GOAL — Reproduce each line of the listing exactly.

INFORMATION PROVIDED —
--- --- ---

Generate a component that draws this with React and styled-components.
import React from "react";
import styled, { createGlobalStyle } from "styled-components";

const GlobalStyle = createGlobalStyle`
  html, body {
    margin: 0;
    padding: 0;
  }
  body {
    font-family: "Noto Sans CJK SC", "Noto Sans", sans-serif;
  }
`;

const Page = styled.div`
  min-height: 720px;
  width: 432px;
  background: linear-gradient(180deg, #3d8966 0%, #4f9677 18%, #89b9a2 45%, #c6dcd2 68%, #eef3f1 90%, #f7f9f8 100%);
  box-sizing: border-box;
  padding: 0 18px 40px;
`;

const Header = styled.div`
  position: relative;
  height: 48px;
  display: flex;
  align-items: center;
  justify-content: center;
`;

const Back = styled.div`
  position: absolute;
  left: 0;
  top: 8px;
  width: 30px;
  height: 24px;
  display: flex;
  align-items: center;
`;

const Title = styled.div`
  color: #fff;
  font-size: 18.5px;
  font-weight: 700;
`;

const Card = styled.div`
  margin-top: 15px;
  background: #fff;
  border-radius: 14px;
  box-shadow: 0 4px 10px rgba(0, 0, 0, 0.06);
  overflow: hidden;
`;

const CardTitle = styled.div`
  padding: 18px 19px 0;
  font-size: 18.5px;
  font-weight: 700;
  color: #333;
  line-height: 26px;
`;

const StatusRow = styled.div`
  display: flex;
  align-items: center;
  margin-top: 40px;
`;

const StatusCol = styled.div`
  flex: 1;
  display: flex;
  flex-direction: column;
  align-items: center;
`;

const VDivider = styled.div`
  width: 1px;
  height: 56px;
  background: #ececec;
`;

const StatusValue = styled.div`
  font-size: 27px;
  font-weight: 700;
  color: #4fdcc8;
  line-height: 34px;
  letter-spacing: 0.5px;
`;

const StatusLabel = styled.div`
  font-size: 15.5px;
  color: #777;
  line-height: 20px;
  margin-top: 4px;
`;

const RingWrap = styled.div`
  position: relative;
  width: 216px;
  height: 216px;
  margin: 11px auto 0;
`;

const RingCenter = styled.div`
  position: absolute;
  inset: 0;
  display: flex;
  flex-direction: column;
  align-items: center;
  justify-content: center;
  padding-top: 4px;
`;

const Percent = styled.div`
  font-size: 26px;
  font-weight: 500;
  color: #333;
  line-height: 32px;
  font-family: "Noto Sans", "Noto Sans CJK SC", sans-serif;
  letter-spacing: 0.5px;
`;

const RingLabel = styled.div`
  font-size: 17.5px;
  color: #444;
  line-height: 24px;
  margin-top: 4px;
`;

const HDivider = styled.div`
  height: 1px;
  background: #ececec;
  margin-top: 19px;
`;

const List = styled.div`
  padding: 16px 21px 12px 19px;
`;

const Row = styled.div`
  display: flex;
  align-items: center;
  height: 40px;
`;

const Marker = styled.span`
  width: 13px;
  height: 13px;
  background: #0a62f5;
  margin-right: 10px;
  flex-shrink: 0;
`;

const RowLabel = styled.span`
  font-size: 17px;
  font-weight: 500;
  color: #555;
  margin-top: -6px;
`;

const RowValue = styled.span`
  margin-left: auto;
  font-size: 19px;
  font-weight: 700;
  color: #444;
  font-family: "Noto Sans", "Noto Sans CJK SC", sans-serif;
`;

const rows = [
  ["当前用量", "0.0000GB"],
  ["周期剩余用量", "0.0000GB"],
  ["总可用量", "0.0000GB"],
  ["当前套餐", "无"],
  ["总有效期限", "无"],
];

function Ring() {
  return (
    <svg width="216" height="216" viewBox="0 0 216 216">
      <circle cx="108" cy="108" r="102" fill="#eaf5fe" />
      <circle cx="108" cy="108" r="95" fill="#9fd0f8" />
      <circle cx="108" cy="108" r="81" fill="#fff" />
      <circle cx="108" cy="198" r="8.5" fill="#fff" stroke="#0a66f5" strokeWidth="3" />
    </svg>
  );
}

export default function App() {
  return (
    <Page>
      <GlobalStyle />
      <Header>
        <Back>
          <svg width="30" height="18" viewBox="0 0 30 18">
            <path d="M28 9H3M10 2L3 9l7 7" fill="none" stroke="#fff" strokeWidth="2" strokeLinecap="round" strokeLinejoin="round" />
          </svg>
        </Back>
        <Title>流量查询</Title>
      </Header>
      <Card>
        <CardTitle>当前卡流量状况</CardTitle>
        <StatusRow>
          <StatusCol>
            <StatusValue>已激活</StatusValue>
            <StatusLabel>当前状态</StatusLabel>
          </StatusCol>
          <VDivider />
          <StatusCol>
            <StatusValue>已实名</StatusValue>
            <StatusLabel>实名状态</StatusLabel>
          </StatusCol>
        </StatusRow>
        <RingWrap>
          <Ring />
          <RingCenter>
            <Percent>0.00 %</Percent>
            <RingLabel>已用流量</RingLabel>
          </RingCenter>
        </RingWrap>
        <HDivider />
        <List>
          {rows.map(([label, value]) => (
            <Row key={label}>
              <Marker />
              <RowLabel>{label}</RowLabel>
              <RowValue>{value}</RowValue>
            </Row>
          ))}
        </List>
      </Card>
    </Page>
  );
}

--- --- ---

SOLUTION TO THIS TASK —
Generate a component that draws this with React and styled-components.
import React from "react";
import styled, { createGlobalStyle } from "styled-components";

const GlobalStyle = createGlobalStyle`
  html, body {
    margin: 0;
    padding: 0;
  }
  body {
    font-family: "Noto Sans CJK SC", "Noto Sans", sans-serif;
  }
`;

const Page = styled.div`
  min-height: 720px;
  width: 432px;
  background: linear-gradient(180deg, #3d8966 0%, #4f9677 18%, #89b9a2 45%, #c6dcd2 68%, #eef3f1 90%, #f7f9f8 100%);
  box-sizing: border-box;
  padding: 0 18px 40px;
`;

const Header = styled.div`
  position: relative;
  height: 48px;
  display: flex;
  align-items: center;
  justify-content: center;
`;

const Back = styled.div`
  position: absolute;
  left: 0;
  top: 8px;
  width: 30px;
  height: 24px;
  display: flex;
  align-items: center;
`;

const Title = styled.div`
  color: #fff;
  font-size: 18.5px;
  font-weight: 700;
`;

const Card = styled.div`
  margin-top: 15px;
  background: #fff;
  border-radius: 14px;
  box-shadow: 0 4px 10px rgba(0, 0, 0, 0.06);
  overflow: hidden;
`;

const CardTitle = styled.div`
  padding: 18px 19px 0;
  font-size: 18.5px;
  font-weight: 700;
  color: #333;
  line-height: 26px;
`;

const StatusRow = styled.div`
  display: flex;
  align-items: center;
  margin-top: 40px;
`;

const StatusCol = styled.div`
  flex: 1;
  display: flex;
  flex-direction: column;
  align-items: center;
`;

const VDivider = styled.div`
  width: 1px;
  height: 56px;
  background: #ececec;
`;

const StatusValue = styled.div`
  font-size: 27px;
  font-weight: 700;
  color: #4fdcc8;
  line-height: 34px;
  letter-spacing: 0.5px;
`;

const StatusLabel = styled.div`
  font-size: 15.5px;
  color: #777;
  line-height: 20px;
  margin-top: 4px;
`;

const RingWrap = styled.div`
  position: relative;
  width: 216px;
  height: 216px;
  margin: 11px auto 0;
`;

const RingCenter = styled.div`
  position: absolute;
  inset: 0;
  display: flex;
  flex-direction: column;
  align-items: center;
  justify-content: center;
  padding-top: 4px;
`;

const Percent = styled.div`
  font-size: 26px;
  font-weight: 500;
  color: #333;
  line-height: 32px;
  font-family: "Noto Sans", "Noto Sans CJK SC", sans-serif;
  letter-spacing: 0.5px;
`;

const RingLabel = styled.div`
  font-size: 17.5px;
  color: #444;
  line-height: 24px;
  margin-top: 4px;
`;

const HDivider = styled.div`
  height: 1px;
  background: #ececec;
  margin-top: 19px;
`;

const List = styled.div`
  padding: 16px 21px 12px 19px;
`;

const Row = styled.div`
  display: flex;
  align-items: center;
  height: 40px;
`;

const Marker = styled.span`
  width: 13px;
  height: 13px;
  background: #0a62f5;
  margin-right: 10px;
  flex-shrink: 0;
`;

const RowLabel = styled.span`
  font-size: 17px;
  font-weight: 500;
  color: #555;
  margin-top: -6px;
`;

const RowValue = styled.span`
  margin-left: auto;
  font-size: 19px;
  font-weight: 700;
  color: #444;
  font-family: "Noto Sans", "Noto Sans CJK SC", sans-serif;
`;

const rows = [
  ["当前用量", "0.0000GB"],
  ["周期剩余用量", "0.0000GB"],
  ["总可用量", "0.0000GB"],
  ["当前套餐", "无"],
  ["总有效期限", "无"],
];

function Ring() {
  return (
    <svg width="216" height="216" viewBox="0 0 216 216">
      <circle cx="108" cy="108" r="102" fill="#eaf5fe" />
      <circle cx="108" cy="108" r="95" fill="#9fd0f8" />
      <circle cx="108" cy="108" r="81" fill="#fff" />
      <circle cx="108" cy="198" r="8.5" fill="#fff" stroke="#0a66f5" strokeWidth="3" />
    </svg>
  );
}

export default function App() {
  return (
    <Page>
      <GlobalStyle />
      <Header>
        <Back>
          <svg width="30" height="18" viewBox="0 0 30 18">
            <path d="M28 9H3M10 2L3 9l7 7" fill="none" stroke="#fff" strokeWidth="2" strokeLinecap="round" strokeLinejoin="round" />
          </svg>
        </Back>
        <Title>流量查询</Title>
      </Header>
      <Card>
        <CardTitle>当前卡流量状况</CardTitle>
        <StatusRow>
          <StatusCol>
            <StatusValue>已激活</StatusValue>
            <StatusLabel>当前状态</StatusLabel>
          </StatusCol>
          <VDivider />
          <StatusCol>
            <StatusValue>已实名</StatusValue>
            <StatusLabel>实名状态</StatusLabel>
          </StatusCol>
        </StatusRow>
        <RingWrap>
          <Ring />
          <RingCenter>
            <Percent>0.00 %</Percent>
            <RingLabel>已用流量</RingLabel>
          </RingCenter>
        </RingWrap>
        <HDivider />
        <List>
          {rows.map(([label, value]) => (
            <Row key={label}>
              <Marker />
              <RowLabel>{label}</RowLabel>
              <RowValue>{value}</RowValue>
            </Row>
          ))}
        </List>
      </Card>
    </Page>
  );
}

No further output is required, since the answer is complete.